*** Material to process
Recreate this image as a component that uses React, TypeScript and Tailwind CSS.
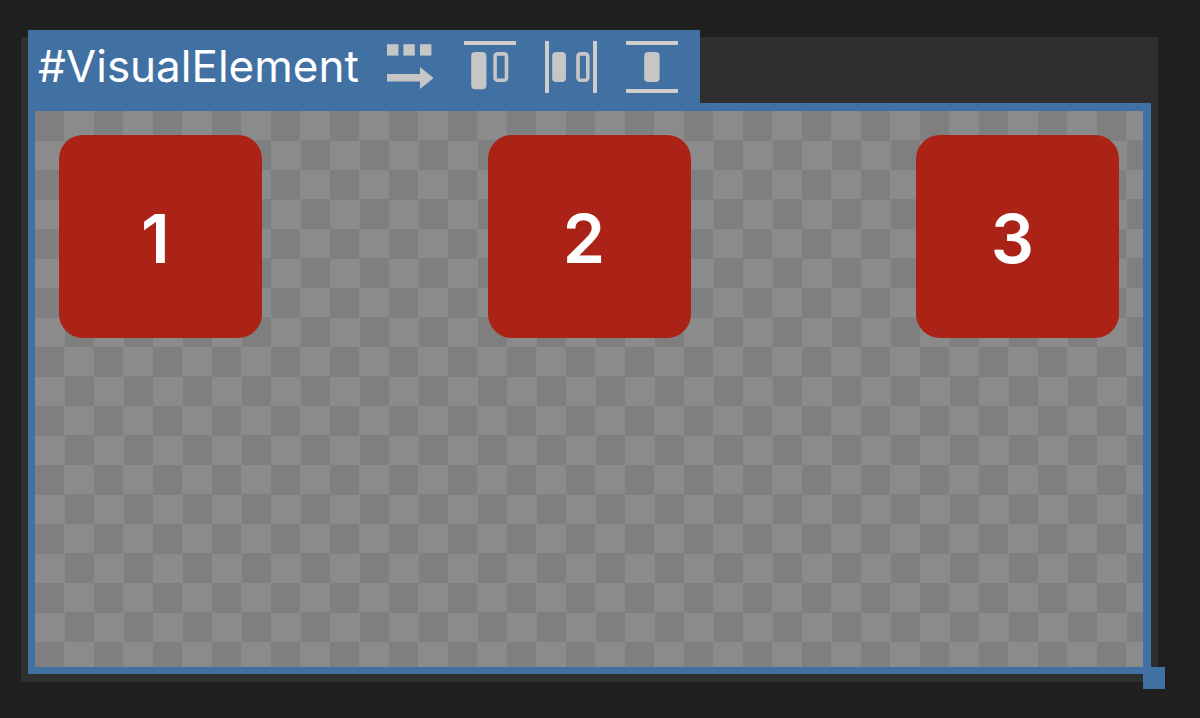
import type { ReactNode } from "react"

const items = ["1", "2", "3"]

function ToolButton({ label, children }: { label: string; children: ReactNode }) {
  return (
    <button type="button" aria-label={label} className="block size-[52px] shrink-0 text-[#c6c6c6]">
      <svg viewBox="0 0 52 52" className="size-full" fill="currentColor" aria-hidden="true">
        {children}
      </svg>
    </button>
  )
}

export default function App() {
  return (
    <main className="flex min-h-screen flex-col bg-[#202020] pt-[37px] pr-[42px] pb-[36px] pl-[21px] font-[Inter,sans-serif]">
      <section className="flex flex-1 flex-col bg-[#2f2f2f] px-[7px] pb-2">
        {/* Header tab */}
        <header className="-mt-[7px] flex h-[73px] items-center self-start bg-[#4171a3] pr-[22px] pl-[10px]">
          <h1 className="pb-[2px] text-[44px] leading-[52px] font-normal text-white">#VisualElement</h1>
          <div className="ml-6 flex gap-[29px]">
            <ToolButton label="Flex direction: row">
              <rect x="4" y="3.2" width="11.4" height="11.4" />
              <rect x="20.4" y="3.2" width="11.4" height="11.4" />
              <rect x="37" y="3.2" width="11.4" height="11.4" />
              <path d="M4 33H37V26L50.6 37L37 48V40.6H4Z" />
            </ToolButton>
            <ToolButton label="Align items: flex start">
              <rect width="52" height="4" fill="#d0cdca" />
              <rect x="7.2" y="11" width="15.2" height="37.2" rx="4" />
              <rect x="31.1" y="12.9" width="11.4" height="26.4" rx="2.4" fill="none" stroke="currentColor" strokeWidth="3.6" />
            </ToolButton>
            <ToolButton label="Justify content: space between">
              <rect width="4" height="52" fill="#d0cdca" />
              <rect x="48" width="4" height="52" fill="#d0cdca" />
              <rect x="7.2" y="11" width="13.8" height="30" rx="4" />
              <rect x="33" y="12.9" width="9.8" height="26.4" rx="2.4" fill="none" stroke="currentColor" strokeWidth="3.6" />
            </ToolButton>
            <ToolButton label="Align content: stretch">
              <rect width="52" height="4" fill="#d0cdca" />
              <rect y="48" width="52" height="4" fill="#d0cdca" />
              <rect x="18.2" y="11" width="15.4" height="30" rx="4" />
            </ToolButton>
          </div>
        </header>

        {/* Canvas */}
        <div className="relative flex flex-1 flex-col border-[7px] border-t-8 border-r-8 border-[#4171a3]">
          <div className="flex flex-1 items-start justify-between bg-[repeating-conic-gradient(#8b8b8b_0_25%,#7f7f7f_0_50%)] bg-size-[59px_59px] p-6">
            {items.map((item) => (
              <div
                key={item}
                className="flex size-[203px] items-center justify-center rounded-3xl bg-[#ab2317] pt-[2px] pr-[10px] text-[68px] leading-[80px] font-semibold text-white"
              >
                {item}
              </div>
            ))}
          </div>
          {/* Resize handle */}
          <span className="absolute -right-[22px] -bottom-[22px] size-[22px] bg-[#4171a3]" />
        </div>
      </section>
    </main>
  )
}
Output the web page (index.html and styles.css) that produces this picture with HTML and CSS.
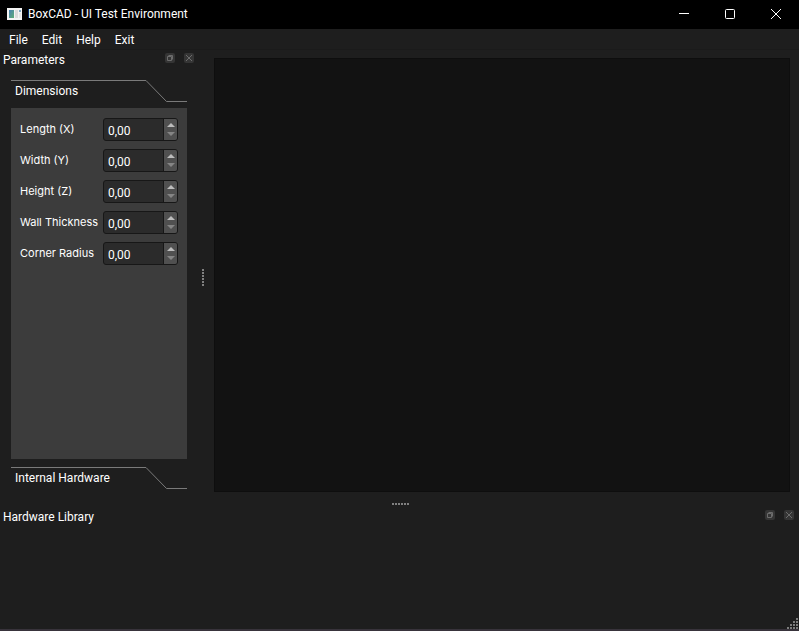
FILE: index.html
```
<!DOCTYPE html>
<html lang="en">
<head>
    <meta charset="UTF-8">
    <meta name="viewport" content="width=device-width, initial-scale=1.0">
    <title>BoxCAD - UI Test Environment</title>
    <link rel="stylesheet" href="styles.css">
</head>
<body>
    <header class="titlebar">
        <svg class="app-icon" width="15" height="12" viewBox="0 0 15 12">
            <defs>
                <linearGradient id="appFill" x1="0" y1="0" x2="1" y2="1">
                    <stop offset="0" stop-color="#4a80b4"/>
                    <stop offset="1" stop-color="#5fae74"/>
                </linearGradient>
            </defs>
            <path fill="#f4f4f4" d="M0 0h15v12H0z"/>
            <path fill="url(#appFill)" d="M2 2h5v8H2z"/>
            <path fill="#dcdcdc" d="M8 2h3v8H8z"/>
            <path fill="#7fa6c0" d="M12 2h2v2h-2z"/>
            <path fill="#e6e6e6" d="M12 5h2v5h-2z"/>
        </svg>
        <h1 class="title">BoxCAD - UI Test Environment</h1>
        <div class="window-buttons">
            <button type="button" aria-label="Minimize"><svg width="10" height="10"><path d="M0 4.500h10"/></svg></button>
            <button type="button" aria-label="Maximize"><svg width="10" height="10"><rect x=".5" y=".5" width="9" height="9" rx="1"/></svg></button>
            <button type="button" aria-label="Close"><svg width="10" height="10"><path d="M0 0l10 10M10 0L0 10"/></svg></button>
        </div>
    </header>

    <nav class="menubar">
        <a href="#file">File</a>
        <a href="#edit">Edit</a>
        <a href="#help">Help</a>
        <a href="#exit">Exit</a>
    </nav>

    <main class="workspace">
        <aside class="dock parameters">
            <div class="dock-title">
                <h2>Parameters</h2>
                <button type="button" aria-label="Float Parameters"><svg width="10" height="10"><path d="M3.5 2.5h4v4M2.5 3.5h4v4h-4z"/></svg></button>
                <button type="button" aria-label="Close Parameters"><svg width="10" height="10"><path d="M2 2l6 6M8 2l-6 6"/></svg></button>
            </div>
            <div class="toolbox">
                <button type="button" class="tab"><span>Dimensions</span><svg width="41" height="22"><path d="M0 .5L20.500 21.500H41"/></svg></button>
                <form class="page">
                    <label for="length">Length (X)</label>
                    <div class="spin">
                        <input id="length" type="text" value="0,00">
                        <div class="steps">
                            <button type="button" class="up" aria-label="Increase length"></button>
                            <button type="button" class="down" aria-label="Decrease length"></button>
                        </div>
                    </div>
                    <label for="width">Width (Y)</label>
                    <div class="spin">
                        <input id="width" type="text" value="0,00">
                        <div class="steps">
                            <button type="button" class="up" aria-label="Increase width"></button>
                            <button type="button" class="down" aria-label="Decrease width"></button>
                        </div>
                    </div>
                    <label for="height">Height (Z)</label>
                    <div class="spin">
                        <input id="height" type="text" value="0,00">
                        <div class="steps">
                            <button type="button" class="up" aria-label="Increase height"></button>
                            <button type="button" class="down" aria-label="Decrease height"></button>
                        </div>
                    </div>
                    <label for="wall">Wall Thickness</label>
                    <div class="spin">
                        <input id="wall" type="text" value="0,00">
                        <div class="steps">
                            <button type="button" class="up" aria-label="Increase wall thickness"></button>
                            <button type="button" class="down" aria-label="Decrease wall thickness"></button>
                        </div>
                    </div>
                    <label for="radius">Corner Radius</label>
                    <div class="spin">
                        <input id="radius" type="text" value="0,00">
                        <div class="steps">
                            <button type="button" class="up" aria-label="Increase corner radius"></button>
                            <button type="button" class="down" aria-label="Decrease corner radius"></button>
                        </div>
                    </div>
                </form>
                <button type="button" class="tab"><span>Internal Hardware</span><svg width="41" height="22"><path d="M0 .5L20.500 21.500H41"/></svg></button>
            </div>
        </aside>
        <div class="splitter vertical"></div>
        <section class="viewport" aria-label="3D view"></section>
    </main>

    <div class="splitter horizontal"></div>

    <section class="dock library">
        <div class="dock-title">
            <h2>Hardware Library</h2>
            <button type="button" aria-label="Float Hardware Library"><svg width="10" height="10"><path d="M3.5 2.5h4v4M2.5 3.5h4v4h-4z"/></svg></button>
            <button type="button" aria-label="Close Hardware Library"><svg width="10" height="10"><path d="M2 2l6 6M8 2l-6 6"/></svg></button>
        </div>
        <svg class="size-grip" width="11" height="11" viewBox="0 0 11 11">
            <path d="M9 0h2v2H9zM6 3h2v2H6zM9 3h2v2H9zM3 6h2v2H3zM6 6h2v2H6zM9 6h2v2H9zM0 9h2v2H0zM3 9h2v2H3zM6 9h2v2H6zM9 9h2v2H9z"/>
        </svg>
    </section>
</body>
</html>
```
FILE: styles.css
```
* {
    box-sizing: border-box;
}
body {
    display: flex;
    flex-direction: column;
    height: 100vh;
    margin: 0;
    background-color: #1e1e1e;
    color: #fff;
    font-family: Roboto, "Open Sans", sans-serif;
    font-size: 12px;
    line-height: 16px;
    overflow: hidden;
}
h1, h2 {
    margin: 0;
    font-size: 12px;
    font-weight: normal;
}
button {
    padding: 0;
    border: none;
    background: none;
    color: inherit;
    font: inherit;
}
svg {
    display: block;
    fill: none;
}

/* title bar */
.titlebar {
    display: flex;
    align-items: center;
    height: 29px;
    flex: none;
    padding: 0 0 2px 7px;
    background-color: #000;
}
.title {
    flex: 1;
    margin-left: 6px;
}
.window-buttons {
    display: flex;
    height: 27px;
}
.window-buttons button {
    display: flex;
    align-items: center;
    justify-content: center;
    width: 46px;
}
.window-buttons svg {
    stroke: #fff;
}

/* menu */
.menubar {
    display: flex;
    align-items: flex-end;
    flex: none;
    gap: 14px;
    height: 21px;
    padding: 0 9px 1px;
    border-bottom: 1px solid #1b1b1b;
}
.menubar a {
    color: #fff;
    text-decoration: none;
}

/* docks */
.workspace {
    display: flex;
    flex: 1;
    min-height: 0;
    padding-right: 9px;
}
.dock-title {
    display: flex;
    align-items: center;
    gap: 9px;
    height: 20px;
    padding: 0 5px 0 3px;
}
.dock-title h2 {
    flex: 1;
}
.dock-title button {
    border-radius: 2px;
    background-color: #353535;
    margin-bottom: 4px;
}
.dock-title svg {
    stroke: #6c6c6c;
}
.parameters {
    display: flex;
    flex-direction: column;
    flex: none;
    width: 199px;
}
.toolbox {
    display: flex;
    flex-direction: column;
    flex: 1;
    padding: 10px 12px 3px 11px;
}
.tab {
    display: flex;
    flex: none;
    height: 22px;
    text-align: left;
}
.tab span {
    flex: 1;
    padding: 2px 4px;
    border-top: 1px solid #7a7a7a;
}
.tab svg {
    stroke: #7a7a7a;
}
.page {
    display: grid;
    grid-template-columns: 1fr 75px;
    grid-auto-rows: 23px;
    align-content: start;
    align-items: center;
    gap: 8px 5px;
    flex: 1;
    margin: 6px 0 8px;
    padding: 10px 9px;
    background-color: #3c3c3c;
}
.page label {
    width: 78px;
    padding-bottom: 1px;
    font-family: Inter, sans-serif;
    font-size: 11px;
    white-space: nowrap;
}

/* spin boxes */
.spin {
    display: flex;
    height: 23px;
    border: 1px solid #171717;
    border-radius: 3px;
    background-color: #2b2b2b;
    overflow: hidden;
}
.spin input {
    flex: 1;
    min-width: 0;
    padding: 2px 4px 0;
    border: none;
    outline: none;
    background: none;
    color: #fff;
    font: inherit;
}
.steps {
    display: flex;
    flex-direction: column;
    width: 14px;
    border-left: 1px solid #171717;
    background-color: #505050;
}
.steps button {
    display: flex;
    flex: 1;
    align-items: center;
    justify-content: center;
}
.steps .up {
    padding-top: 2px;
}
.steps .down {
    padding-bottom: 2px;
}
.steps button::before {
    content: "";
    border: 4px solid transparent;
}
.steps .up::before {
    border-top: none;
    border-bottom-color: #bcbcbc;
}
.steps .down::before {
    border-bottom: none;
    border-top-color: #858585;
}

/* splitters */
.splitter {
    display: flex;
    flex: none;
    align-items: center;
    justify-content: center;
}
.splitter::before {
    content: "";
}
.vertical {
    width: 15px;
    padding: 12px 7px 0 0;
}
.vertical::before {
    width: 2px;
    height: 17px;
    background: repeating-linear-gradient(#808080 0 2px, transparent 2px 3px);
}
.horizontal {
    height: 15px;
    padding: 9px 0 0 2px;
}
.horizontal::before {
    width: 17px;
    height: 2px;
    background: repeating-linear-gradient(to right, #808080 0 2px, transparent 2px 3px);
}
.viewport {
    flex: 1;
    margin-top: 8px;
    background-color: #121212;
    border: 1px solid #0e0e0e;
}
.library {
    display: flex;
    flex-direction: column;
    justify-content: space-between;
    flex: none;
    height: 124px;
    border-bottom: 2px solid #38333b;
}
.size-grip {
    align-self: flex-end;
    margin-right: 1px;
    fill: #7c7c7c;
}
```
******
_Written exercise_. Out of the records, collect only those lines that contain the string "styles".

_Output of the task_.
Output the web page (index.html and styles.css) that produces this picture with HTML and CSS.
    <link rel="stylesheet" href="styles.css">
FILE: styles.css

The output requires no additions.